A new gun law is poised to keep domestic violence victims safer. The new Louisiana law bans those convicted of domestic abuse from owning firearms for four years in hopes the law will protect victims of violent abuse. Someone who has been convicted of the crime or who is under a protection order either can sign a court-sworn declaration that he or she doesn’t own weapons or can sign a declaration in a sheriff’s office that any weapons will be given to a third party or surrendered to the sheriff’s office.

The convicted individual cannot purchase a firearm in those four years, either. Under this law, those convicted have 48 hours to transfer the weapons either to the sheriff or a third party. That also applies to those who have a protective order filed against them.

A director of a domestic violence center says she believes this law will help to bring the numbers down of women killed by men in domestic disputes. Louisiana ranks second in the United States for the rate of women killed by men.
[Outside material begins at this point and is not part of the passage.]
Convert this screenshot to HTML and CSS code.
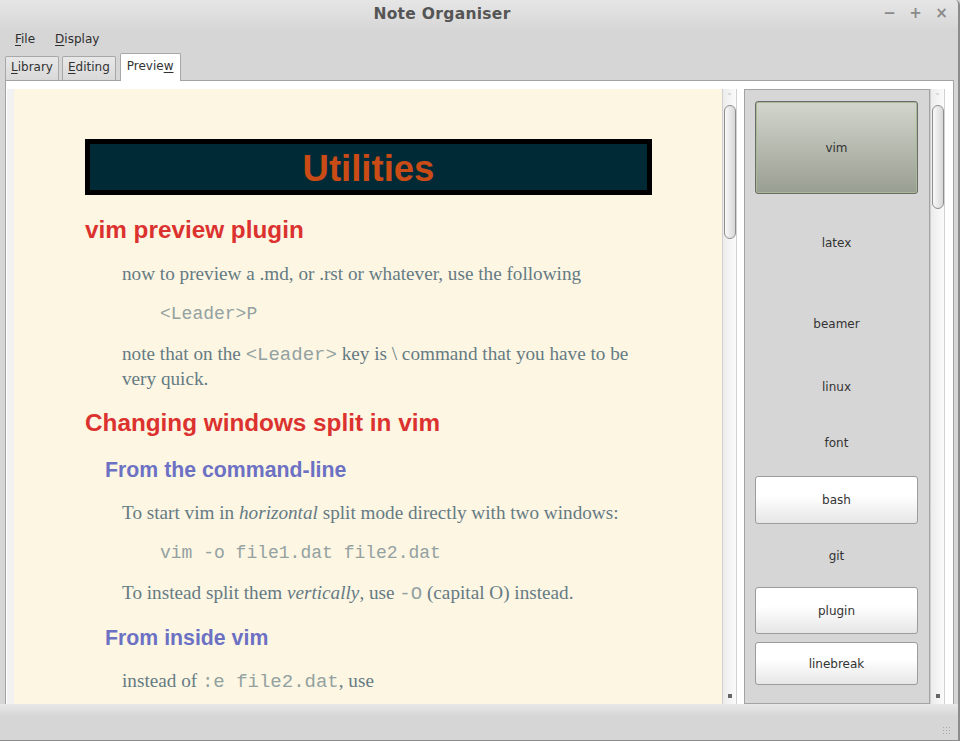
FILE: index.html
```html
<!DOCTYPE html>
<html>
<head>
<meta charset="utf-8">
<title>Note Organiser</title>
<link rel="stylesheet" href="styles.css">
</head>
<body>
<div class="window">
  <div class="titlebar">
    <div class="title">Note Organiser</div>
    <div class="wm-buttons">
      <span class="wm-btn">−</span>
      <span class="wm-btn">+</span>
      <span class="wm-btn">×</span>
    </div>
  </div>
  <div class="menubar">
    <span class="menu-item"><u>F</u>ile</span>
    <span class="menu-item"><u>D</u>isplay</span>
  </div>
  <div class="tabbar">
    <div class="tab"><u>L</u>ibrary</div>
    <div class="tab"><u>E</u>diting</div>
    <div class="tab active">Previe<u>w</u></div>
  </div>
  <div class="notebook">
    <div class="preview-wrap">
      <div class="preview">
        <div class="doc-title">Utilities</div>
        <h2 class="h2">vim preview plugin</h2>
        <p class="para">now to preview a .md, or .rst or whatever, use the following</p>
        <pre class="code">&lt;Leader&gt;P</pre>
        <p class="para">note that on the <code class="ic">&lt;Leader&gt;</code> key is \ command that you have to be very quick.</p>
        <h2 class="h2">Changing windows split in vim</h2>
        <h3 class="h3">From the command-line</h3>
        <p class="para">To start vim in <em>horizontal</em> split mode directly with two windows:</p>
        <pre class="code">vim -o file1.dat file2.dat</pre>
        <p class="para">To instead split them <em>vertically</em>, use <code class="ic">-O</code> (capital O) instead.</p>
        <h3 class="h3">From inside vim</h3>
        <p class="para">instead of <code class="ic">:e file2.dat</code>, use</p>
      </div>
    </div>
    <div class="scrollbar">
      <div class="arrow-up">˄</div>
      <div class="thumb thumb-long"></div>
      <div class="arrow-down"></div>
    </div>
    <div class="tagpanel">
      <div class="tag tag-selected h-vim">vim</div>
      <div class="tag h-latex">latex</div>
      <div class="tag h-beamer">beamer</div>
      <div class="tag h-linux">linux</div>
      <div class="tag h-font">font</div>
      <div class="tag tag-button h-bash">bash</div>
      <div class="tag h-git">git</div>
      <div class="tag tag-button h-plugin">plugin</div>
      <div class="tag tag-button h-linebreak">linebreak</div>
    </div>
    <div class="scrollbar">
      <div class="arrow-up">˄</div>
      <div class="thumb thumb-short"></div>
      <div class="arrow-down"></div>
    </div>
  </div>
  <div class="statusbar">
    <div class="grip"></div>
  </div>
</div>
</body>
</html>
```
FILE: styles.css
```css
* { box-sizing: border-box; }
html, body { margin: 0; padding: 0; }
body {
  width: 960px;
  height: 741px;
  overflow: hidden;
  font-family: "DejaVu Sans", sans-serif;
  font-size: 12px;
  color: #3c3c3c;
  background: #d6d6d6;
}
.window {
  width: 960px;
  height: 741px;
  display: flex;
  flex-direction: column;
  background: #d6d6d6;
  border-right: 2px solid #8c8c8c;
  border-bottom: 1px solid #8c8c8c;
  border-top-right-radius: 5px;
  overflow: hidden;
}
.titlebar {
  height: 28px;
  flex: none;
  display: flex;
  align-items: center;
  background: linear-gradient(#e6e6e6, #d8d8d8);
  position: relative;
}
.title {
  flex: 1;
  text-align: center;
  padding-right: 74px;
  font-weight: bold;
  font-size: 15.5px;
  color: #555;
  letter-spacing: 0.3px;
}
.wm-buttons {
  position: absolute;
  right: 10px;
  top: 4px;
  display: flex;
  gap: 13px;
}
.wm-btn {
  width: 13px;
  text-align: center;
  font-size: 15px;
  font-weight: bold;
  color: #8a8a8a;
}
.menubar {
  height: 22px;
  flex: none;
  display: flex;
  align-items: center;
  padding-left: 15px;
  padding-bottom: 1px;
  gap: 20px;
  color: #2e2e2e;
}
.menu-item u { text-decoration: underline; text-underline-offset: 2px; }
.tabbar {
  height: 30px;
  flex: none;
  display: flex;
  align-items: flex-end;
  padding-left: 5px;
  gap: 3px;
}
.tab {
  height: 24px;
  padding: 0 5px 3px;
  border: 1px solid #a8a8a8;
  border-bottom: none;
  border-radius: 2px 2px 0 0;
  background: linear-gradient(#e8e8e8, #d9d9d9);
  display: flex;
  align-items: center;
  color: #333;
}
.tab u { text-underline-offset: 2px; }
.tab.active {
  height: 28px;
  margin-left: 1px;
  background: #ffffff;
  padding: 0 6px 4px;
  margin-bottom: -1px;
  position: relative;
  z-index: 2;
}
.notebook {
  flex: 1;
  margin: 0 4px 0 5px;
  border: 1px solid #a3a3a3;
  border-bottom: none;
  background: #ffffff;
  display: flex;
  padding: 8px 9px 0 1px;
  min-height: 0;
}
.preview-wrap {
  width: 715px;
  flex: none;
  border-left: 7px solid #f2f2f2;
  background: #fdf6e3;
  overflow: hidden;
}
.preview {
  padding: 50px 70px 0 71px;
  font-family: "Liberation Serif", serif;
  font-size: 19.2px;
  color: #657b83;
}
.doc-title {
  height: 56px;
  border: 5px solid #000;
  background: #002b36;
  color: #cb4b16;
  font-family: "Liberation Sans", Arial, sans-serif;
  font-weight: bold;
  font-size: 36.5px;
  line-height: 44px;
  padding-top: 3px;
  text-align: center;
  margin-bottom: 20px;
}
.h2 {
  font-family: "Liberation Sans", Arial, sans-serif;
  font-weight: bold;
  font-size: 24.3px;
  line-height: 30px;
  color: #dc322f;
  margin: 17px 0;
}
.h3 {
  font-family: "Liberation Sans", Arial, sans-serif;
  font-weight: bold;
  font-size: 21.3px;
  line-height: 26px;
  color: #6c71c4;
  margin: 19px 0 18px 20px;
}
.para {
  margin: 16px 0 16px 37px;
  line-height: 24px;
}
.code {
  margin: 16px 0 16px 75px;
  font-family: "Liberation Mono", monospace;
  font-size: 18px;
  line-height: 24px;
  color: #93a1a1;
}
.ic {
  font-family: "Liberation Mono", monospace;
  font-size: 19px;
  color: #93a1a1;
}
.scrollbar {
  width: 15px;
  flex: none;
  background: linear-gradient(90deg, #ececec, #fbfbfb);
  border-left: 1px solid #d0d0d0;
  border-right: 1px solid #d0d0d0;
  display: flex;
  flex-direction: column;
  align-items: center;
  position: relative;
}
.arrow-up {
  height: 16px;
  font-size: 9px;
  line-height: 16px;
  color: #bbb;
}
.thumb {
  width: 12px;
  border: 1px solid #8e8e8e;
  border-radius: 6px;
  background: linear-gradient(90deg, #f8f8f8, #d8d8d8);
}
.thumb-long { height: 134px; }
.thumb-short { height: 104px; }
.arrow-down {
  position: absolute;
  bottom: 6px;
  width: 4px;
  height: 4px;
  background: #666;
}
.tagpanel {
  width: 186px;
  flex: none;
  margin: 0 0 0 7px;
  background: #d6d6d6;
  border: 1px solid #a3a3a3;
  padding: 11px 11px 0 10px;
  display: flex;
  flex-direction: column;
  gap: 8px;
  overflow: hidden;
  color: #333;
}
.tag {
  flex: none;
  display: flex;
  align-items: center;
  justify-content: center;
}
.tag-selected {
  border: 1px solid #6b6b6b;
  border-radius: 3px;
  background: linear-gradient(#d2d6cc, #999e92);
  box-shadow: inset 0 0 0 1px #a8b994;
}
.tag-button {
  border: 1px solid #9c9c9c;
  border-radius: 3px;
  background: linear-gradient(#ffffff 40%, #e6e6e6);
}
.h-vim { height: 93px; }
.h-latex { height: 82px; }
.h-beamer { height: 64px; }
.h-linux { height: 46px; }
.h-font { height: 50px; }
.h-bash { height: 48px; }
.h-git { height: 47px; }
.h-plugin { height: 47px; }
.h-linebreak { height: 43px; }
.statusbar {
  height: 36px;
  flex: none;
  background: linear-gradient(#e8e8e8, #d6d6d6 12px);
  position: relative;
}
.grip {
  position: absolute;
  right: 6px;
  bottom: 4px;
  width: 10px;
  height: 10px;
  background-image: radial-gradient(circle, #aaa 0.8px, transparent 1px);
  background-size: 3px 3px;
}
```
Statistics show that a woman is nine times more likely to be shot with a gun that is already in a home, so this law is aiming to reduce that figure.

Domestic abuse is a violent crime and victims of this crime go through undue suffering. Louisiana residents who find themselves on the receiving end of this have the right to speak with an attorney about what steps they can take not only to try to remedy the problem. A lawyer may also be able to offer additional help with respect to family law remedies. For instance, a victim may be entitled to a restraining order against the abuser that also grants exclusive possession of a home shared with the aggressor.